Thursday, June 25, 2015

Squash and Black Bean Tacos

Hiatus. Population: 1. Population: Me. I've been on a bit of a hiatus lately.

There's this comedian - John Mulaney - he has this bit about how much easier it is to not do things than to do them. I don't even have a legitimate excuse for my hiatus. Other than, it was easier not to. Sure, I've been busy at work. And, I've been traveling a bit. And, the light in my new kitchen is less than inspiring. Buy beyond anything else, when I finally get home from the work, from the gym, make dinner, clean it up, take a shower and crawl in bed - it's easier to veg than to put thoughts into words.

Speaking of veg-ing, You can't know this because I haven't posted recently, but lately I haven't been eating a lot of meat lately. Bring on the veggies. Meet my first veggie tacos,


Look at all the goodies. Can you believe it only took one pan?
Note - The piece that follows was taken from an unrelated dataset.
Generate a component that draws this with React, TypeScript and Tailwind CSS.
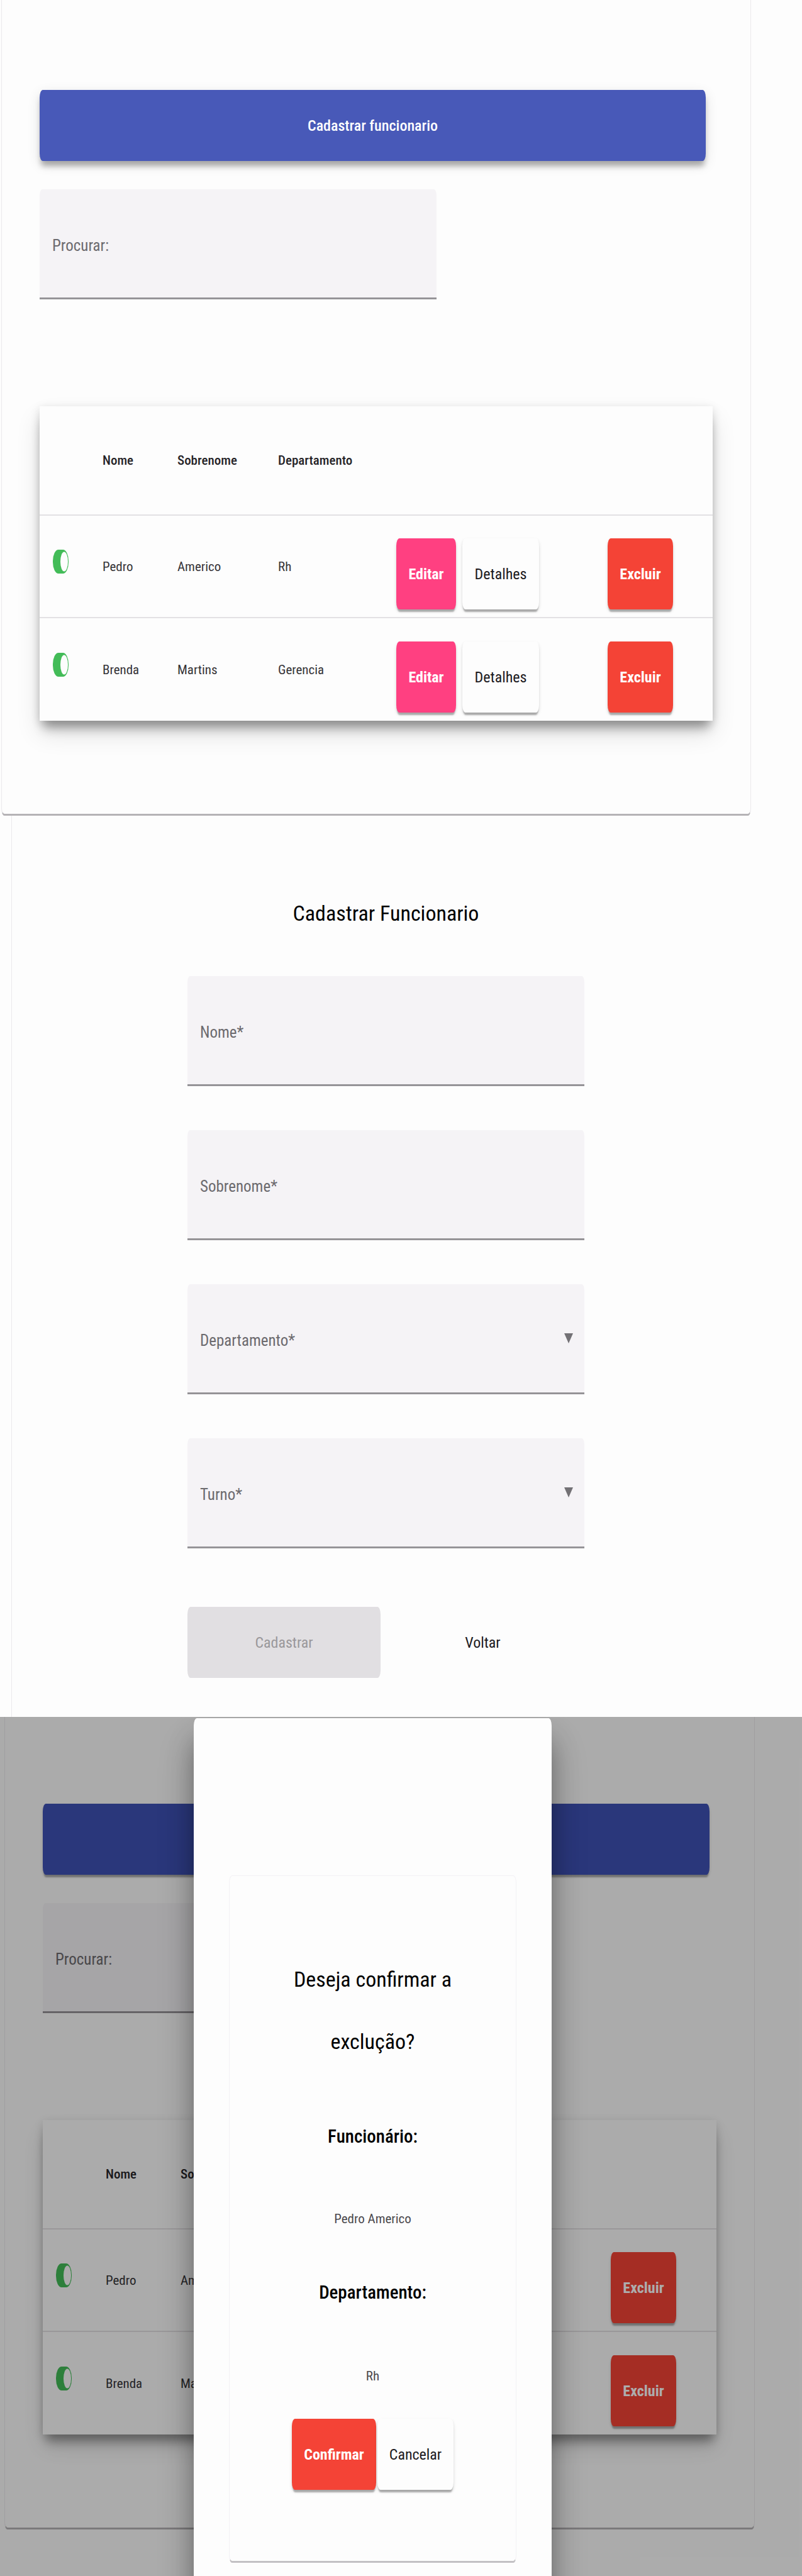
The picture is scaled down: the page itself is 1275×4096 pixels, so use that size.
import { useId } from "react";

type Employee = { nome: string; sobrenome: string; departamento: string };

const employees: Employee[] = [
  { nome: "Pedro", sobrenome: "Americo", departamento: "Rh" },
  { nome: "Brenda", sobrenome: "Martins", departamento: "Gerencia" },
];

const raised =
  "shadow-[0_5px_2px_-1px_rgba(0,0,0,0.25),0_3px_5px_rgba(0,0,0,0.15)]";
const buttonBase =
  "h-[113px] text-2xl leading-8 [border-radius:5px/12px]";
const fieldBox =
  "grid h-[175px] w-[631px] max-w-full items-center border-b-3 border-[#959397] bg-[#f5f3f6] [border-top-left-radius:4px_10px] [border-top-right-radius:4px_10px]";
const fieldControl =
  "col-start-1 row-start-1 h-full w-full bg-transparent px-5 text-[25px] outline-none";
const fieldLabel =
  "pointer-events-none col-start-1 row-start-1 px-5 pt-2 text-[25px] leading-8 text-[#6c6a6e]";

function Field({ label }: { label: string }) {
  const id = useId();
  return (
    <div className={fieldBox}>
      <input id={id} type="text" className={fieldControl} />
      <label htmlFor={id} className={fieldLabel}>
        {label}
      </label>
    </div>
  );
}

function SelectField({ label }: { label: string }) {
  const id = useId();
  return (
    <div className={fieldBox}>
      <select id={id} defaultValue="" className={`${fieldControl} appearance-none`}>
        <option value="" />
      </select>
      <label htmlFor={id} className={fieldLabel}>
        {label}
      </label>
      <svg
        viewBox="0 0 14 16"
        className="pointer-events-none col-start-1 row-start-1 mr-[18px] h-4 w-3.5 justify-self-end"
        aria-hidden="true"
      >
        <path d="M0 0h14L7 16z" fill="#737175" />
      </svg>
    </div>
  );
}

function Toggle({ name }: { name: string }) {
  return (
    <label className="block w-[25px] cursor-pointer pb-4">
      <input type="checkbox" defaultChecked className="sr-only" aria-label={`Ativo: ${name}`} />
      <svg viewBox="0 0 25 38" className="block h-[38px] w-[25px]" aria-hidden="true">
        <rect width="25" height="38" rx="9" ry="18" fill="#43bc58" />
        <ellipse cx="18" cy="19" rx="6" ry="15.5" fill="#fdfdfd" />
      </svg>
    </label>
  );
}

function EmployeeTable() {
  return (
    <table className="w-full table-fixed border-separate border-spacing-0 bg-[#fdfdfd] text-left text-[21px] leading-8 shadow-[0_18px_16px_-6px_rgba(0,0,0,0.3),0_20px_36px_rgba(0,0,0,0.12),0_4px_14px_rgba(0,0,0,0.14)]">
      <thead>
        <tr className="h-[174px] text-[#262428] [&>th]:border-b-2 [&>th]:border-[#e3e1e4] [&>th]:p-0 [&>th]:font-medium">
          <th className="w-[100px]" aria-label="Ativo" />
          <th className="w-[119px]">Nome</th>
          <th className="w-[160px]">Sobrenome</th>
          <th className="w-[188px]">Departamento</th>
          <th className="w-[336px]" aria-label="Ações" />
          <th aria-label="Remover" />
        </tr>
      </thead>
      <tbody>
        {employees.map((e) => (
          <tr
            key={e.nome}
            className="h-[163px] text-[#363438] [&:not(:last-child)>td]:border-b-2 [&>td]:border-[#e3e1e4] [&>td]:p-0"
          >
            <td>
              <div className="pl-[21px]">
                <Toggle name={e.nome} />
              </div>
            </td>
            <td>{e.nome}</td>
            <td>{e.sobrenome}</td>
            <td>{e.departamento}</td>
            <td>
              <div className="flex gap-2.5 pt-6">
                <button
                  type="button"
                  className={`${buttonBase} ${raised} w-[95px] bg-[#ff4081] font-bold text-white`}
                >
                  Editar
                </button>
                <button
                  type="button"
                  className={`${buttonBase} ${raised} w-[122px] bg-[#fdfdfd] text-[#1c1a1e]`}
                >
                  Detalhes
                </button>
              </div>
            </td>
            <td>
              <div className="pt-6">
                <button
                  type="button"
                  className={`${buttonBase} ${raised} w-[104px] bg-[#f44336] font-bold text-white`}
                >
                  Excluir
                </button>
              </div>
            </td>
          </tr>
        ))}
      </tbody>
    </table>
  );
}

function EmployeeList({ highlighted = false }: { highlighted?: boolean }) {
  return (
    <div className="mr-[75px] flex flex-col border-x border-b-3 border-x-[#ebe9ec] border-b-[#b5b3b6] px-[60px] pt-[143px] pb-[148px] [border-bottom-left-radius:5px_12px] [border-bottom-right-radius:5px_12px]">
      <button
        type="button"
        className={
          highlighted
            ? `${buttonBase} mr-[11px] bg-[#4859b8] font-medium text-white shadow-[0_10px_8px_-2px_rgba(0,0,0,0.28),0_6px_20px_rgba(0,0,0,0.12)]`
            : `${buttonBase} ${raised} mr-[11px] bg-[#3f51b5] font-medium text-white`
        }
      >
        Cadastrar funcionario
      </button>
      <div className="mt-[45px] mb-[170px]">
        <Field label="Procurar:" />
      </div>
      <EmployeeTable />
    </div>
  );
}

function RegisterForm() {
  return (
    <form className="ml-[18px] flex flex-col items-center border-l border-[#ebe9ec] pt-[135px] pr-[67px] pb-[62px]">
      <h1 className="text-[34px] leading-10 text-black">Cadastrar Funcionario</h1>
      <div className="mt-20 flex flex-col gap-[70px]">
        <Field label="Nome*" />
        <Field label="Sobrenome*" />
        <SelectField label="Departamento*" />
        <SelectField label="Turno*" />
      </div>
      <div className="mt-[93px] grid w-[631px] grid-cols-2 gap-[9px] pr-2">
        <button type="button" disabled className={`${buttonBase} bg-[#e1dfe2] text-[#9a989b]`}>
          Cadastrar
        </button>
        <button type="button" className={`${buttonBase} text-[#1c1a1e]`}>
          Voltar
        </button>
      </div>
    </form>
  );
}

function ConfirmDialog() {
  const titleId = useId();
  return (
    <div className="absolute inset-0 flex items-start justify-center bg-black/32 pt-0.5 pr-[90px]">
      <div
        role="dialog"
        aria-modal="true"
        aria-labelledby={titleId}
        className="w-[569px] bg-[#fdfdfd] px-14 pt-[250px] pb-12 shadow-[0_30px_40px_-6px_rgba(0,0,0,0.35),0_40px_60px_rgba(0,0,0,0.2)] [border-radius:5px/12px]"
      >
        <div className="flex flex-col items-center border border-b-3 border-[#f3f1f5] border-b-[#c3c1c4] px-20 pt-[115px] pb-[113px] text-center [border-radius:5px/12px]">
          <h2 id={titleId} className="text-[34px] leading-[99px] text-black">
            Deseja confirmar a exclução?
          </h2>
          <h3 className="mt-[81px] text-[29px] leading-10 font-medium text-black">Funcionário:</h3>
          <p className="mt-[95px] text-[21px] leading-8 text-[#4b494d]">Pedro Americo</p>
          <h3 className="mt-[81px] text-[29px] leading-10 font-medium text-black">Departamento:</h3>
          <p className="mt-[97px] text-[21px] leading-8 text-[#4b494d]">Rh</p>
          <div className="mt-[52px] flex gap-0.5">
            <button
              type="button"
              className={`${buttonBase} ${raised} w-[134px] bg-[#f44336] font-bold text-white`}
            >
              Confirmar
            </button>
            <button
              type="button"
              className={`${buttonBase} ${raised} w-[121px] bg-[#fdfdfd] text-[#1c1a1e]`}
            >
              Cancelar
            </button>
          </div>
        </div>
      </div>
    </div>
  );
}

export default function App() {
  return (
    <main className="min-h-screen overflow-hidden bg-[#fdfdfd] font-['Roboto_Condensed',Roboto,sans-serif]">
      <section className="pr-1.5 pl-0.5">
        <EmployeeList highlighted />
      </section>
      <section>
        <RegisterForm />
      </section>
      <section className="relative overflow-hidden pb-[74px] pl-[7px]">
        <div className="-mt-[5px]">
          <EmployeeList />
        </div>
        <ConfirmDialog />
      </section>
    </main>
  );
}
A perfect quick summer dinner. And, just really any reason to eat lots and lots of guacamole.



Ingredients
1/2 zucchini
1/2 summer squash
2 slices vidalia onion
2 sections red pepper
2 sections green pepper
2 Tbsp olive oil
2 Tbsp taco seasoning (I used cumin,

3 corn tortillas
1/2 c black beans
chopped tomatoes
sliced radishes
feta (or other) cheese
guacamole
cilantro (would be yummy, but I didn't have any)

Directions

  1. Preheat oven to 450F. Line a baking sheet with foil. Cut squash into half moon rounds, 1-2 centimeters thick. Place in a bowl and toss with 1 Tbsp olive oil and 2 Tbsp taco seasoning. Place on baking sheet. 
  2. Segment pepper and onions. Drizzle with olive oil, season with salt and pepper. Place on baking sheet. Bake in oven for 20 minutes, until peppers are charred and squash is soft.